Applied Surface Science, Vol.490, 535-545, 2019
Electrochemical, TOF-SIMS and XPS studies on the corrosion behavior of Q-phase in NaCl solutions as a function of pH
The corrosion behavior of a bulk-synthesized Q-phase (Al4Cu2Mg8Si7) in NaCl solutions at different pH has been investigated using anodic and cathodic potentiodynamic polarization, time-of-flight secondary ion mass spectroscopy (ToF-SIMS) and X-ray photoelectron spectroscopy (XPS). Potentiodynamic polarization reveals that the corrosion of Q-phase is pH dependent and Q-phase supports rapid anodic and cathodic reaction kinetics in an acidic and alkaline environment. It is seen that the electrochemical processes on the Q-phase changes from activation controlled in the acidic region to diffusion controlled in the neutral region, then to a mixed activation/ diffusion controlled process in the alkaline region.
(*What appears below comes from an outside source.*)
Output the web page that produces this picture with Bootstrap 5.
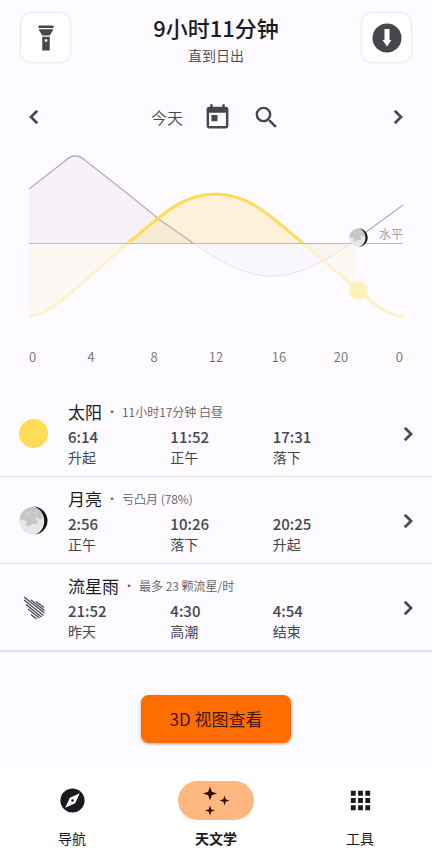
<!DOCTYPE html>
<html lang="zh-CN">
<head>
<meta charset="utf-8">
<meta name="viewport" content="width=device-width, initial-scale=1">
<title>天文学</title>
<link href="https://cdn.jsdelivr.net/npm/bootstrap@5.3.0/dist/css/bootstrap.min.css" rel="stylesheet">
<style>
  body { background: #fdfbff; color: #1b1b1f; font-family: "Noto Sans CJK SC", sans-serif; }
  svg { display: block; flex-shrink: 0; }
  .bare { background: none; border: 0; padding: 0; color: inherit; }
  .ink { color: #46464d; }
  .top-bar { padding: 13px 21px 0; }
  .tile-btn { width: 49px; height: 49px; border-radius: 10px; box-shadow: 0 0 3px rgba(0,0,0,.18); }
  .headline { font-size: 22px; line-height: 28px; font-weight: 500; }
  .subline { font-size: 14px; line-height: 28px; font-weight: 350; }
  .date-bar { padding: 32px 20px 0; }
  .date-tools { gap: 20px; }
  .day-label { font-size: 16px; line-height: 32px; font-weight: 350; }
  .chart-wrap { padding: 12px 29px 22px; }
  .chart-wrap svg { width: 100%; height: auto; overflow: visible; }
  .axis-text { font-size: 13px; fill: #6f6f74; font-weight: 350; }
  .horizon-text { font-size: 12px; fill: #a5a5a9; }
  .body-row { padding: 10px 10px 9px 19px; border-bottom: 1px solid #dcdbdf; color: #46464d; }
  .body-row:hover { color: #46464d; }
  .body-row:last-child { border-bottom: 2px solid #e2e1e5; }
  .body-main { margin-left: 20px; }
  .body-name { font-size: 17px; line-height: 24px; color: #1b1b1f; }
  .body-note { font-size: 12px; color: #5c5c62; font-weight: 350; gap: 4px; margin-left: 4px; }
  .times { margin-top: 3px; line-height: 20px; font-size: 14px; }
  .clock { font-size: 15px; font-weight: 500; }
  .row-arrow { width: 28px; margin-left: 19px; }
  .cta { padding: 43px 0 24px; }
  .view-btn { min-width: 150px; height: 48px; border-radius: 8px; font-size: 17px; color: #43160a; background: #ff6d00; box-shadow: 0 1px 3px rgba(0,0,0,.35); }
  .view-btn:hover { background: #f26700; color: #43160a; }
  .tab-bar { background: #fff; padding: 14px 0 14px; }
  .tab-link { color: #1b1b1f; font-size: 14px; line-height: 22px; gap: 7px; }
  .pill { width: 76px; height: 39px; }
  .pill-on { background: #ffb780; color: #2f0f08; }
</style>
<script src="https://cdn.jsdelivr.net/npm/bootstrap@5.3.0/dist/js/bootstrap.bundle.min.js"></script>
</head>
<body>
<svg width="0" height="0" class="position-absolute" aria-hidden="true">
  <symbol id="next" viewBox="0 0 24 24"><path fill="currentColor" stroke="currentColor" stroke-width=".4" d="M8.59 16.59 10 18l6-6-6-6-1.41 1.41L13.17 12z"/></symbol>
  <symbol id="moon" viewBox="0 0 30 30">
    <circle cx="15" cy="15" r="14.5" fill="#e6e8e7"/>
    <path d="M3 7C6 3 11 .5 16 1.200c3 1 5 3 7 5l1 4-1 4-3-1-2-2-1 2 3 3-2 3-4-1-2 2-3 1-2-2 1-3-4-2-3 1C1 12 1 9 3 7z" fill="#c6c6c7"/>
    <path d="M9 6l3 1-1 3-3 1zM17 5l3 2-1 2-3-1z" fill="#d0d0d0"/>
    <path d="M15 .5C29 4 30 26 16 29.500c8-.5 13.500-7 13.500-14.500S23 .7 15 .5z" fill="#17171b"/>
  </symbol>
</svg>
<div class="d-flex flex-column min-vh-100">
  <header class="top-bar d-flex justify-content-between align-items-start">
    <button type="button" class="tile-btn bare ink d-flex align-items-center justify-content-center bg-white" aria-label="手电筒">
      <svg width="30" height="30" viewBox="0 0 24 24" fill="currentColor"><path d="M9 10 6 5h12l-3 5H9M18 4H6V2h12v2M9 22V11h6v11H9m2-9v2h2v-2z"/></svg>
    </button>
    <div class="text-center">
      <h1 class="headline m-0">9小时11分钟</h1>
      <div class="subline ink">直到日出</div>
    </div>
    <button type="button" class="tile-btn bare ink d-flex align-items-center justify-content-center bg-white" aria-label="下载">
      <svg width="30" height="30" viewBox="0 0 30 30"><circle cx="15" cy="15" r="14.500" fill="currentColor"/><path d="M12.500 6h5v11h2L15 23.500 10.500 17h2z" fill="#fff"/></svg>
    </button>
  </header>

  <div class="date-bar ink d-flex justify-content-between align-items-center">
    <button type="button" class="bare" aria-label="前一天"><svg width="28" height="28" viewBox="0 0 24 24"><path fill="currentColor" stroke="currentColor" stroke-width=".4" d="M15.410 7.410 14 6l-6 6 6 6 1.410-1.410L10.830 12z"/></svg></button>
    <div class="date-tools d-flex align-items-center">
      <span class="day-label">今天</span>
      <button type="button" class="bare" aria-label="选择日期"><svg width="29" height="29" viewBox="0 0 24 24" fill="currentColor"><path d="M7 10h5v5H7m12 4H5V8h14m0-5h-1V1h-2v2H8V1H6v2H5c-1.110 0-2 .9-2 2v14a2 2 0 0 0 2 2h14a2 2 0 0 0 2-2V5a2 2 0 0 0-2-2z"/></svg></button>
      <button type="button" class="bare" aria-label="搜索"><svg width="29" height="29" viewBox="0 0 24 24" fill="currentColor"><path d="M15.500 14h-.79l-.28-.27A6.471 6.471 0 0 0 16 9.500 6.500 6.500 0 1 0 9.500 16c1.610 0 3.090-.59 4.230-1.570l.27.28v.79l5 4.990L20.490 19l-4.990-5zm-6 0C7.010 14 5 11.990 5 9.500S7.010 5 9.500 5 14 7.010 14 9.500 11.990 14 9.500 14z"/></svg></button>
    </div>
    <button type="button" class="bare" aria-label="后一天"><svg width="28" height="28"><use href="#next"/></svg></button>
  </div>

  <div class="chart-wrap">
    <svg viewBox="0 0 374 223" role="img" aria-label="太阳与月亮高度">
      <!-- moon altitude -->
      <path d="M0 44 36 16Q46 6 57 16L99 49 131 75 164 98H0z" fill="#78465a" fill-opacity=".05"/>
      <path d="M164 98C196 120 219 131 242 131 270 131 297 116 322 98z" fill="#78465a" fill-opacity=".02"/>
      <!-- sun altitude -->
      <path d="M0 171C22 171 54 136 99 98H0zM274 98 329 145V98z" fill="#ffc830" fill-opacity=".06"/>
      <path d="M99 98C130 74 150 49 187 49 222 49 245 75 274 98z" fill="#ffc830" fill-opacity=".18"/>
      <path d="M0 44 36 16Q46 6 57 16L99 49 131 75 164 98" fill="none" stroke="#b1afb4" stroke-width="1.200"/>
      <path d="M164 98C196 120 219 131 242 131 270 131 297 116 322 98" fill="none" stroke="#e3e2e4"/>
      <path d="M322 98 374 60" stroke="#b1afb4" stroke-width="1.200"/>
      <path d="M0 171C22 171 54 136 99 98M274 98 329 145C345 159 358 170 374 172" fill="none" stroke="#fff2c8" stroke-width="3"/>
      <path d="M0 98.500H374" stroke="#bdbbbf" fill="none"/>
      <path d="M99 98C130 74 150 49 187 49 222 49 245 75 274 98" fill="none" stroke="#ffdc55" stroke-width="3"/>
      <circle cx="329.500" cy="145.500" r="9.500" fill="#fff0bc"/>
      <use href="#moon" x="320" y="83" width="19" height="19"/>
      <text class="horizon-text" x="374" y="94" text-anchor="end">水平</text>
      <g class="axis-text" text-anchor="middle">
        <text x="0" y="217" text-anchor="start">0</text>
        <text x="62" y="217">4</text>
        <text x="125" y="217">8</text>
        <text x="187" y="217">12</text>
        <text x="250" y="217">16</text>
        <text x="312" y="217">20</text>
        <text x="374" y="217" text-anchor="end">0</text>
      </g>
    </svg>
  </div>

  <main>
    <div>
      <a href="#sun" class="body-row d-flex align-items-center text-decoration-none">
        <svg width="29" height="29" viewBox="0 0 29 29"><circle cx="14.500" cy="14.500" r="14.500" fill="#ffdc55"/></svg>
        <div class="body-main flex-grow-1">
          <div class="body-name d-flex">太阳<span class="body-note d-flex"><span>·</span><span>11小时17分钟 白昼</span></span></div>
          <div class="times row g-0">
            <div class="col"><div class="clock">6:14</div>升起</div>
            <div class="col"><div class="clock">11:52</div>正午</div>
            <div class="col"><div class="clock">17:31</div>落下</div>
          </div>
        </div>
        <svg class="row-arrow" height="28"><use href="#next"/></svg>
      </a>
      <a href="#moon-details" class="body-row d-flex align-items-center text-decoration-none">
        <svg width="29" height="29"><use href="#moon"/></svg>
        <div class="body-main flex-grow-1">
          <div class="body-name d-flex">月亮<span class="body-note d-flex"><span>·</span><span>亏凸月 (78%)</span></span></div>
          <div class="times row g-0">
            <div class="col"><div class="clock">2:56</div>正午</div>
            <div class="col"><div class="clock">10:26</div>落下</div>
            <div class="col"><div class="clock">20:25</div>升起</div>
          </div>
        </div>
        <svg class="row-arrow" height="28"><use href="#next"/></svg>
      </a>
      <a href="#meteors" class="body-row d-flex align-items-center text-decoration-none">
        <svg width="29" height="29" viewBox="0 0 29 29" fill="none" stroke="#46464c" stroke-width="1.200"><path d="M5 4 25.500 20M12 7 25.500 17.500M17 8.500 25 14.500M5 7 24.500 22.500M7 11.500 22.500 24M9 16 20.500 25M12 21.500 17.500 26"/></svg>
        <div class="body-main flex-grow-1">
          <div class="body-name d-flex">流星雨<span class="body-note d-flex"><span>·</span><span>最多 23 颗流星/时</span></span></div>
          <div class="times row g-0">
            <div class="col"><div class="clock">21:52</div>昨天</div>
            <div class="col"><div class="clock">4:30</div>高潮</div>
            <div class="col"><div class="clock">4:54</div>结束</div>
          </div>
        </div>
        <svg class="row-arrow" height="28"><use href="#next"/></svg>
      </a>
    </div>
    <div class="cta text-center">
      <button type="button" class="btn view-btn border-0">3D 视图查看</button>
    </div>
  </main>

  <nav class="tab-bar row g-0 mt-auto" aria-label="主导航">
    <a href="#nav" class="tab-link col d-flex flex-column align-items-center text-decoration-none">
      <span class="pill d-flex align-items-center justify-content-center"><svg width="29" height="29" viewBox="0 0 24 24" fill="currentColor"><path d="M14.190 14.190 6 18l3.810-8.190L18 6M12 2a10 10 0 1 0 0 20 10 10 0 0 0 0-20m0 8.900a1.100 1.100 0 1 0 0 2.200 1.100 1.100 0 0 0 0-2.200z"/></svg></span>
      <span>导航</span>
    </a>
    <a href="#astronomy" class="tab-link col d-flex flex-column align-items-center text-decoration-none" aria-current="page">
      <span class="pill pill-on rounded-pill d-flex align-items-center justify-content-center"><svg width="30" height="30" viewBox="0 0 30 30" fill="currentColor"><path d="M9 0.500 10.800 5.700 16 7.500 10.800 9.300 9 14.500 7.200 9.300 2 7.500 7.200 5.700zM23.500 9.500 24.700 13.300 28.500 14.500 24.700 15.700 23.500 19.500 22.300 15.700 18.500 14.500 22.300 13.300zM9 19.500 10.200 23.300 14 24.500 10.200 25.700 9 29.500 7.800 25.700 4 24.500 7.800 23.300z"/></svg></span>
      <span class="fw-bold">天文学</span>
    </a>
    <a href="#tools" class="tab-link col d-flex flex-column align-items-center text-decoration-none">
      <span class="pill d-flex align-items-center justify-content-center"><svg width="29" height="29" viewBox="0 0 24 24" fill="currentColor"><path d="M4 8h4V4H4v4zm6 12h4v-4h-4v4zm-6 0h4v-4H4v4zm0-6h4v-4H4v4zm6 0h4v-4h-4v4zm6-10v4h4V4h-4zm-6 4h4V4h-4v4zm6 6h4v-4h-4v4zm0 6h4v-4h-4v4z"/></svg></span>
      <span>工具</span>
    </a>
  </nav>
</div>
</body>
</html>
The trend of the corrosion rate is pH 1 > pH 13 > pH 12 > pH 2 > pH 10 > pH 4 > pH 6. On the other hand, the corrosion potential is seen to shift to more negative values with increase in the pH of the solution. ToF-SIMS and XPS analyses of the surface corrosion film revealed that selective dissolution of more active elements such as Mg, Al and Si occur during the corrosion of the Q-phase leading to Cu rich remnants discretely dispersed in the neutral region and more uniformly dispersed in the alkaline region. In the acidic region, the corrosion film formed on Q-phase is composed of mainly of oxides while in the neutral/alkaline region the corrosion film is composed mainly of oxides and hydroxides although the corrosion film formed in the alkaline region is thicker and richer in hydroxides compared to that formed in the neutral region.